The future of mobility is electric. Although for many it might seem a distant reality, the truth is it is here, growing at a rapid pace and can catch a country and its drivers off guard if they are not prepared.
With vehicles, no matter where they are produced in the global effort, the time-lines for halting production of the internal combustion engine (ICE) are out there for everyone to see (see attached graphic schedule from manufacturers).
The question for South Africans is where in the process are we to make electric vehicles (EVs) a viable alternative. Forget a moment about affordable EVs, they are coming, again sooner rather than later.
The pertinent question is what about the infrastructure to recharge your EV while travelling? With travelling, we mean basically everywhere not only between shopping malls and dealerships in urban areas or on one of two main routes between the north and south of the country where you will find chargers.
A company that decided to tackle the electric bull by the horns in this regard is Zero Carbon Charge with the end game of having at least 120 off-grid charging stations every 150 km of the country’s 18 200 km of highways and regional routes. This will cover all the main routes from north to south and east to west and in between.
According to the two founders and directors of Zero Carbon Charge, Joubert Roux and Andries Malherbe, it is not just about installing chargers along the mentioned routes. Using renewable clean energy with ultra-fast charging capacity is what it is all about.
“We have entered into agreements with various landowners to generate clean power via solar farming on site. The energy will be used to power fast 300 kW chargers (upgradable to 600 kW) where electric vehicles can be charged in about 20 minutes.”
Where possible, we choose locations and partner with existing farm stalls to provide customers with a convenience offering while they charge. In cases where there is no farm stall or similar facility, one will be erected by Zero Carbon Charge and will consist of an ablution facility and a coffeeshop or restaurant.
“Using 100% clean energy means we are not reliant on Eskom’s coal-based power or the availability of power owing to load-shedding. We control the complete process, rent the land from the landowners in return for a percentage of the turnover,” Andries tells Dealerfloor.
Asked about the cost to charge your EV, Joubert Roux, says it will be roughly around 60% of an average tank of fuel. “The turnaround time of about 20 minutes will be similar to what it takes to fill up an average vehicle’s fuel tank, and payment methods will be as easy as it is now at any filling station.
On the question of how the process is progressing, Joubert says the first site approval has already been made, and construction of the first charging station will start later this year at Dassiesfontein farm stall on the N2. Another four stations will be constructed soon after with the rest of the 120 stations following over the next two years.

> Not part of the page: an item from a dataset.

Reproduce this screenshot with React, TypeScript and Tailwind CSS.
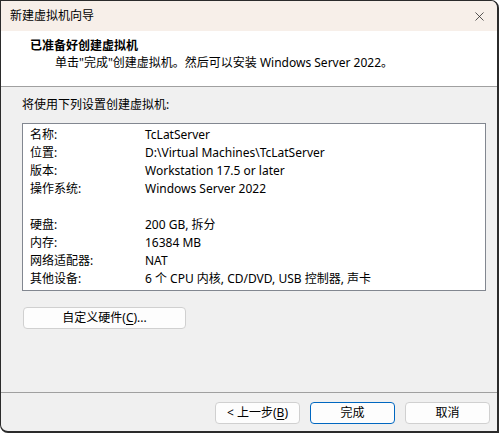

“With the increased number of EVs on the roads in the future, the numbers of charging stations will also increase. Our way of developing our own electricity and making it available at our charging stations give us control of the complete process, but the running of the convenience facility or farm stall will be in the hands of the landowner,” Joubert tells Dealerfloor.
Both Joubert and Andries say the project could also have a major impact on job creation in rural areas as the trained staff and maintenance and security personnel will be part of it. Asked about what would happen with any excess power, they said they were looking at bringing cell phone towers into play, providing them with electricity and security and power for larger electrical agricultural and business vehicles.
For a ‘rainy day’ so to speak, back-up generators running on plant-based oil will be used, if required, also not dispensing any fossil emissions and small hydro-systems where water will be able to generate a certain amount of power, which could be used to provide extra power. The main power source will remain sun power farming via solar panels.
Both Andries and Joubert are optimistic about the future and the prospects of the project but also worried about the absence of a comprehensive strategy from all the role players. They, however, believe that the private sector could drive this initiative and that the electrification of our transport system could be just as revolutionary as the arrival of the smart phone and the Internet not too long ago.